I’m working on a support ticket bot for a company in Brazil, and we decided to use 4o-mini to power it.
All our our customers prompt’s are moderated through the Moderation API, and, previously, we blocked anything that came back as “flagged”. But a customer sent the following:
O ponto não registrou de alguns funcionários que bateram hoje na minha empresa
Which is translated to “The time clock didn’t register some employees who clocked in today at the company”. Moderation API flagged it with 35.60% violence, most likely because “clock in” and “beat” (as in beat up someone) are the same in Portuguese.
I’ve separately tested the same message over ChatGPT as well as the Responses API and neither were flagged.
All of this makes me believe just blocking inputs that were simply flagged by the Moderation API is not a good practice. Right now, I’ve set it to only block inputs that have any score over 50.00%.
What are the good practices on moderating user inputs?
I would not run an input that failed. The dumb moderations is also being run on sent inputs by OpenAI to classify API organizations as “bad”, scoring against you until resulting in a warning or ban.
I get this flag from omni but not text moderations model from your language.
An option would be to run against both moderations models in parallel, or have text as a fallback if receiving a flag on text-only on omni.
# The omni moderation endpoint expects a list of items, each with a "type".
# - For text: {"type": "text", "text": <string>}
# - For image: {"type": "image_url", "image_url": {"url": <string>}}
# The text-moderation-xxx endpoint expects a string or list of strings
model = "omni-moderation-latest"
moderation_inputs = []
text_model = "text-moderation-stable"
text_moderation_inputs = []
# Add each text and image message as its own entry
for text in my_texts:
moderation_inputs.append({"type": "text", "text": text})
for url in image_urls:
moderation_inputs.append({"type": "image_url", "image_url": {"url": url}})

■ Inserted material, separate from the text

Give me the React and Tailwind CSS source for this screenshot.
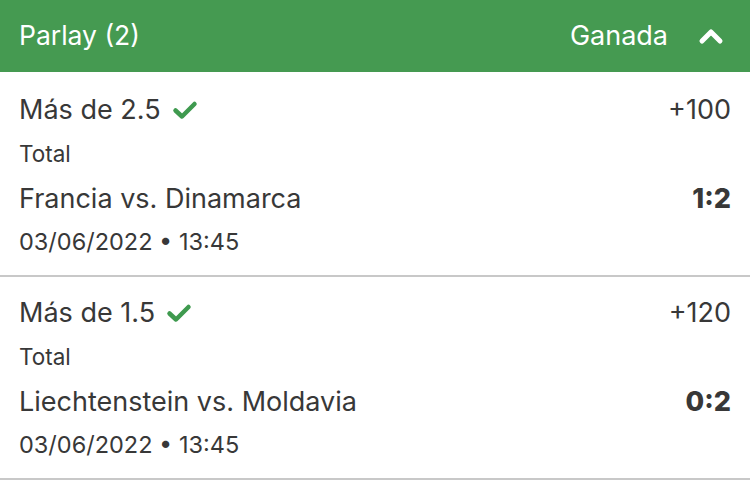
import React from "react";

const bets = [
  { market: "Más de 2.5", odds: "+100", type: "Total", match: "Francia vs. Dinamarca", score: "1:2", date: "03/06/2022 • 13:45" },
  { market: "Más de 1.5", odds: "+120", type: "Total", match: "Liechtenstein vs. Moldavia", score: "0:2", date: "03/06/2022 • 13:45" },
];

function Check() {
  return (
    <svg width="26" height="20" viewBox="0 0 26 20" className="ml-[11px]">
      <path d="M3.5 10.5 L10 16.5 L22.5 4" fill="none" stroke="#3f9a4f" strokeWidth="4.5" strokeLinecap="round" strokeLinejoin="round" />
    </svg>
  );
}

export default function App() {
  return (
    <div className="w-[750px] h-[480px] bg-white text-[#383838] overflow-hidden" style={{ fontFamily: "Inter, 'Noto Sans', sans-serif" }}>
      {/* Header */}
      <div className="h-[72px] bg-[#459a51] flex items-center justify-between pl-[19px] pr-[26px] text-white">
        <span className="text-[26.5px]">Parlay (2)</span>
        <div className="flex items-center">
          <span className="text-[27px]">Ganada</span>
          <svg width="26" height="18" viewBox="0 0 26 18" className="ml-[30px]">
            <path d="M4 14 L13 5 L22 14" fill="none" stroke="#fff" strokeWidth="5" strokeLinecap="round" strokeLinejoin="round" />
          </svg>
        </div>
      </div>

      {bets.map((b, i) => (
        <div key={i} className={(i === 0 ? "pt-[16px] pb-[11px]" : "pt-[14px] pb-[11px]") + " px-[19px] border-b-2 border-[#c8c8c8]"}>
          <div className="h-[44px] flex items-center justify-between">
            <div className="flex items-center text-[27px]">
              {b.market}
              <Check />
            </div>
            <span className="text-[27px]">{b.odds}</span>
          </div>
          <div className="h-[44px] flex items-center text-[22.5px]">{b.type}</div>
          <div className="h-[44px] flex items-center justify-between pt-[2px]">
            <span className="text-[27px]">{b.match}</span>
            <span className="text-[27px] font-extrabold">{b.score}</span>
          </div>
          <div className="h-[44px] flex items-center text-[23.5px]">{b.date}</div>
        </div>
      ))}
    </div>
  );
}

# Add each text alone as its own entry for non-multimodal moderation
for text in my_texts:
text_moderation_inputs.append(text)
# Construct the moderation calls and send
moderation_call = {"model": model, "input": moderation_inputs}
text_moderation_call = {"model": text_model, "input": text_moderation_inputs}
client = OpenAI()
response = client.moderations.create(**moderation_call)
text_response = client.moderations.create(**text_moderation_call)
# continue with logic whether to trust text moderation only...
You could. OpenAI doesn’t say what THEIR moderation is, and often they go out of the bounds of the terms of service indiscriminately.
So scoring and blocking what they say should be a policy violation on their platform is the safe way. Only completely blocking if both moderation engines flag is one alternative, where the higher safety is instead blocking for either.
Or, you go building your own out of embeddings (which cannot generate bad language and therefore is safer for an expectation that OpenAI is not checking it as vigorously). And hope that works better and isn’t the kind of scoring that makes you untrustworthy and then you get stealth-denied new models or whatever dark pattern is running.
New moderation model flags "respond in the style of the simpsons” with violence 35%. I think this is a strong false positive. Is there any way I can influence OpenAI’s decision on the thresholds? Current behavior hinders legitimate (I think) functionality of my app.